Data for the task.
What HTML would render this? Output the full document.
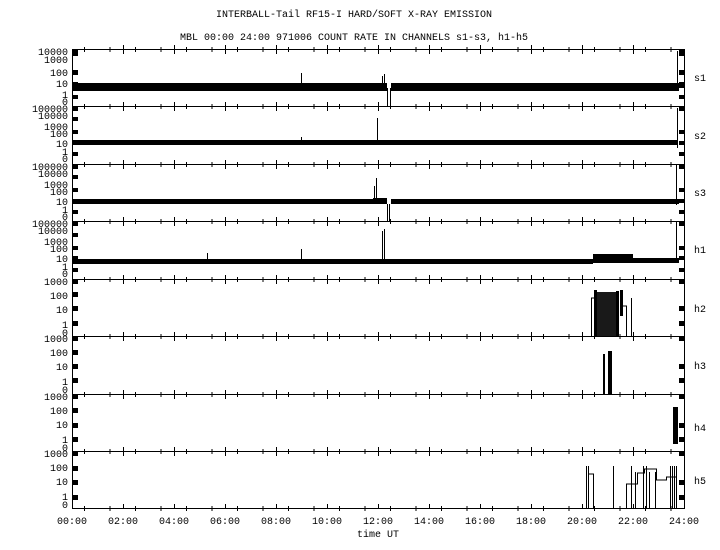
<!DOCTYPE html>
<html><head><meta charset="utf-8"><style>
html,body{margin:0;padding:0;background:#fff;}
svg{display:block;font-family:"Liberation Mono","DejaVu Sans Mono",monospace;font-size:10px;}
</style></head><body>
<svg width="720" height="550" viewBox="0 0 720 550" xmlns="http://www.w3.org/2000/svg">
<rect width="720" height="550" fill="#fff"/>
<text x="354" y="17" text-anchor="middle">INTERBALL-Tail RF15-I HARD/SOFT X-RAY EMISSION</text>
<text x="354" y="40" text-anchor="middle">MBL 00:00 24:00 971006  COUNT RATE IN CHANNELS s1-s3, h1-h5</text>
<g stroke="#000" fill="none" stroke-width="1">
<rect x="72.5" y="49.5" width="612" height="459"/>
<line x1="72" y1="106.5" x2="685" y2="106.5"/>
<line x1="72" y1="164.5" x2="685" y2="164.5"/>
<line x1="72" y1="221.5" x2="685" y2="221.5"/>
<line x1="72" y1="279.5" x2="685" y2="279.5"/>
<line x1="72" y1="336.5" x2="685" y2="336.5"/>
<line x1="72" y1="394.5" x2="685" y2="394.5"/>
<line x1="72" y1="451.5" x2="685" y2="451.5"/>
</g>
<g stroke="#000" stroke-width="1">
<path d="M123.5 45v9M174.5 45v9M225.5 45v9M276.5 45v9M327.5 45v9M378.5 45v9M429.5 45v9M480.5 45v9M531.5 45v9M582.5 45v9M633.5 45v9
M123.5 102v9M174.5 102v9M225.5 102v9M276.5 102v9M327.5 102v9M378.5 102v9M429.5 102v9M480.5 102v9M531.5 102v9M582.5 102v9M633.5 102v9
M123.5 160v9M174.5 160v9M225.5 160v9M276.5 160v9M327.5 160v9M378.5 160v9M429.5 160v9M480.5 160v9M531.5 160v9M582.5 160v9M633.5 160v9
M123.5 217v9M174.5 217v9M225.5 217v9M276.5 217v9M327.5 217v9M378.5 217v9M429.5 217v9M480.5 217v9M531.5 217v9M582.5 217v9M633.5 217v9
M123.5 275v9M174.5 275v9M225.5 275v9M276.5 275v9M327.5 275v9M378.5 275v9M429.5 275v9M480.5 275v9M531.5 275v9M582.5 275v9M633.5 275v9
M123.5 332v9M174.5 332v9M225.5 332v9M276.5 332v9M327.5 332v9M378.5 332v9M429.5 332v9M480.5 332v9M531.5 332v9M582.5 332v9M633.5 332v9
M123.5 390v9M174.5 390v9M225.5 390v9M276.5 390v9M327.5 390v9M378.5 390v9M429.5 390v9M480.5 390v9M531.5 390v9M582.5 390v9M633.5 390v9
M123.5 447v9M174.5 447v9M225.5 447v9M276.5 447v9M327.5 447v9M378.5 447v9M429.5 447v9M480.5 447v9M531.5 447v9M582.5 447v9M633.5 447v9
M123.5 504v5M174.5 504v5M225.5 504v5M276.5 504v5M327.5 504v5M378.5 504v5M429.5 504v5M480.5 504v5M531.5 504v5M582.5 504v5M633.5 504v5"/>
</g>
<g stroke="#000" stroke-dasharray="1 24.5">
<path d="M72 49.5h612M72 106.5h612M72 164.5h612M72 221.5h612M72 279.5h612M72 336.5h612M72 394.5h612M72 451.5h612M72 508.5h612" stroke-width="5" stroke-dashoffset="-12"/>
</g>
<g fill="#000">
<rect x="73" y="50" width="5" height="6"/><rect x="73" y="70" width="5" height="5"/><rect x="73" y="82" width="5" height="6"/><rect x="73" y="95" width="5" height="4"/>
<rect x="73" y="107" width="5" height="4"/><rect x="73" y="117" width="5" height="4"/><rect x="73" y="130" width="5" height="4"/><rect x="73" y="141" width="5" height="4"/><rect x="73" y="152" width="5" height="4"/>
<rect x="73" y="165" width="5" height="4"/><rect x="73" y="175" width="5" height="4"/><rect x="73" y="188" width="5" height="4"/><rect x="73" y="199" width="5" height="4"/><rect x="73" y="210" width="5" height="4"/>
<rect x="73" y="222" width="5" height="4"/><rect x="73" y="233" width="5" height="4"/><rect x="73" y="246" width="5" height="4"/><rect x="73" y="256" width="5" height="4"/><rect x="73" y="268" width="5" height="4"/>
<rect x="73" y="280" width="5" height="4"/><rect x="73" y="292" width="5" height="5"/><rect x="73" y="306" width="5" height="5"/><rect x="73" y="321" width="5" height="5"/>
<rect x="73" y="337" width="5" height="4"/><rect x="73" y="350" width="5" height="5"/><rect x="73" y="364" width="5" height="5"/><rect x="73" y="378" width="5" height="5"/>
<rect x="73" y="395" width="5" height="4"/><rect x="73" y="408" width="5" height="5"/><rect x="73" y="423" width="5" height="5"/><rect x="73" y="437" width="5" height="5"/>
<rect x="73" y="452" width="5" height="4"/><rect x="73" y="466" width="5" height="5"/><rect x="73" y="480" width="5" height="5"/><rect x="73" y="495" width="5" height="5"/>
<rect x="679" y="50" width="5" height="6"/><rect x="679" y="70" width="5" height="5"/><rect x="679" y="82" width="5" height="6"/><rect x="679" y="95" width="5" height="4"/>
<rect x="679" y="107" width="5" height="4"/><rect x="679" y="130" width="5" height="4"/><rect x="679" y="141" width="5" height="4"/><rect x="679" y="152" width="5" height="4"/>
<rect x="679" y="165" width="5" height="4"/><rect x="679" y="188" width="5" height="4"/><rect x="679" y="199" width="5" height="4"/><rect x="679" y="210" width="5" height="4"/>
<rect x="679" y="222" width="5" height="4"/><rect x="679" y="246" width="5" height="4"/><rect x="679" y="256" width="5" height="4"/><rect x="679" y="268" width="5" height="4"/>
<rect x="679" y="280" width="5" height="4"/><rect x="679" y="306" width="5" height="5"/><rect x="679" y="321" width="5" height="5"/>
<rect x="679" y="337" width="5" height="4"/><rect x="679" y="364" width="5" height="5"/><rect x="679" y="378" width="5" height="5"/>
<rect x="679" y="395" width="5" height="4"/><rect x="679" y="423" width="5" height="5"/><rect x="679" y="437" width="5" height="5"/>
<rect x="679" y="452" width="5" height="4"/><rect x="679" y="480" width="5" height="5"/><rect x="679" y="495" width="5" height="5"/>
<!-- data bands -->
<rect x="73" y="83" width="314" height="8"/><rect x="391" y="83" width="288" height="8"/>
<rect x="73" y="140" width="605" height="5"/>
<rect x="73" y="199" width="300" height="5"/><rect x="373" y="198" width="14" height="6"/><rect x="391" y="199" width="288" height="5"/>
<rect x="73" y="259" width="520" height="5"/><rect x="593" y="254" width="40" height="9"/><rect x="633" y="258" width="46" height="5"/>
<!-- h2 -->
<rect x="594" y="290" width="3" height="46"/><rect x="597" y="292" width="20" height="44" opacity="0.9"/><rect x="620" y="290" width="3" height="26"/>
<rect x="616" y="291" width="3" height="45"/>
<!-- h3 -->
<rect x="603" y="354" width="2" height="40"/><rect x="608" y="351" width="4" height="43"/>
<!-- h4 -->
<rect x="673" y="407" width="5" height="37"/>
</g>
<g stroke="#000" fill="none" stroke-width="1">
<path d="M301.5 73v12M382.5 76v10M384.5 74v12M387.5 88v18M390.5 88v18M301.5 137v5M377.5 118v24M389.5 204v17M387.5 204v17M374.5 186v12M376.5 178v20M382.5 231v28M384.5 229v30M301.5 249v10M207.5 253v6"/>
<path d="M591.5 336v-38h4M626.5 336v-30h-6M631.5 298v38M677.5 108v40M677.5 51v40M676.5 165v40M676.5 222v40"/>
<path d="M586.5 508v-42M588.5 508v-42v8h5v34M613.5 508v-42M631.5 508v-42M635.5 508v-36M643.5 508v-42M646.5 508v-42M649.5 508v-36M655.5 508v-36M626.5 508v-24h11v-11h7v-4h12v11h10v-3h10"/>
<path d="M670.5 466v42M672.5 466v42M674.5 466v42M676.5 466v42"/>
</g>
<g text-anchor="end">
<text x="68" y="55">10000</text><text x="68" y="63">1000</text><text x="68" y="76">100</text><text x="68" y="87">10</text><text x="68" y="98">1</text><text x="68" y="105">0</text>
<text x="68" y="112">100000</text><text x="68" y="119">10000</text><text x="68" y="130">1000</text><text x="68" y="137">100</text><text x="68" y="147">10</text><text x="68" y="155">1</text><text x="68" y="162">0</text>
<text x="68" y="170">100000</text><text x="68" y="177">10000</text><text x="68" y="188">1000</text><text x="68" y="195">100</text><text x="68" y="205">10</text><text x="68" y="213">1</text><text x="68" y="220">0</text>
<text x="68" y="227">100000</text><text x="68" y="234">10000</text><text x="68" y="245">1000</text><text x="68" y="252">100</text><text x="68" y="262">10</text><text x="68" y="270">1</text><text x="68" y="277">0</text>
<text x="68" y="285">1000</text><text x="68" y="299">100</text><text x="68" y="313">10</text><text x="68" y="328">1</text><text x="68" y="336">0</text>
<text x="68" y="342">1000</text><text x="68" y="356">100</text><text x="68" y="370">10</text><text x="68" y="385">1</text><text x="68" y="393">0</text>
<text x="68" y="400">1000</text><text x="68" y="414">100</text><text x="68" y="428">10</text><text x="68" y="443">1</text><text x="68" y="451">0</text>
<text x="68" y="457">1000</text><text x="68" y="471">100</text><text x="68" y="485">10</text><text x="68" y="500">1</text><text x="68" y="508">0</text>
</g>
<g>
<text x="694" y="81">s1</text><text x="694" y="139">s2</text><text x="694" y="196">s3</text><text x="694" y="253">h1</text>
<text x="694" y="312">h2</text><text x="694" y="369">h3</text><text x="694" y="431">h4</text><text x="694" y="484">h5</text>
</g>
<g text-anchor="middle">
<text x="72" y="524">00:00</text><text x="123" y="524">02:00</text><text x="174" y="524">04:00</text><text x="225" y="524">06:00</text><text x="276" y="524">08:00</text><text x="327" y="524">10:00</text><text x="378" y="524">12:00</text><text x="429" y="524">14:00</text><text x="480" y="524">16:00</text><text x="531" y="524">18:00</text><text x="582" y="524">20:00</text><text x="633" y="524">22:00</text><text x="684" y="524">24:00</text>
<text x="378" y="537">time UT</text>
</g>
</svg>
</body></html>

...

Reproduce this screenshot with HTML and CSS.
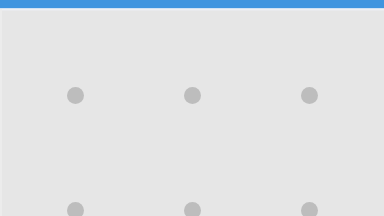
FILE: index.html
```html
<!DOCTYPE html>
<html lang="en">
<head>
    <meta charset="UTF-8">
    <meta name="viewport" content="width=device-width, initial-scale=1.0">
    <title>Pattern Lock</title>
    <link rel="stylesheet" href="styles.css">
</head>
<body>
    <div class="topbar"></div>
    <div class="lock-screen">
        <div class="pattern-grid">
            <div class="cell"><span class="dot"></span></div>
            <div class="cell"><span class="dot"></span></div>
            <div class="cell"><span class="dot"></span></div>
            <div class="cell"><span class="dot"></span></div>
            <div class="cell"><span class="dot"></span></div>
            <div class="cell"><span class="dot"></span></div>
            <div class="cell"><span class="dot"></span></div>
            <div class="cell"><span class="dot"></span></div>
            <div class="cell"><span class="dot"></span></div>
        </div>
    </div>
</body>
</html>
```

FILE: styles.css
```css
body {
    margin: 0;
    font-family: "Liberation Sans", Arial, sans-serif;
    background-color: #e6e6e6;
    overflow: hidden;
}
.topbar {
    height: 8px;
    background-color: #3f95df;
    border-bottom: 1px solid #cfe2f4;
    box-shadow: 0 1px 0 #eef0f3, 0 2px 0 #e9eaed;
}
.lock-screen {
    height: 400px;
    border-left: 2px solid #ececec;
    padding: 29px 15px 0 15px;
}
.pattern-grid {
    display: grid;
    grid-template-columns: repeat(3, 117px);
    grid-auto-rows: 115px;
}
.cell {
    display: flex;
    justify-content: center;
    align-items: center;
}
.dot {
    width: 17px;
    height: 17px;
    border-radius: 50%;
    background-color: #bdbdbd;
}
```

Given request. Return all lines with the word "this" in them.

Complete response.
What HTML would render this? Output the full document.
Reproduce this screenshot with HTML and CSS.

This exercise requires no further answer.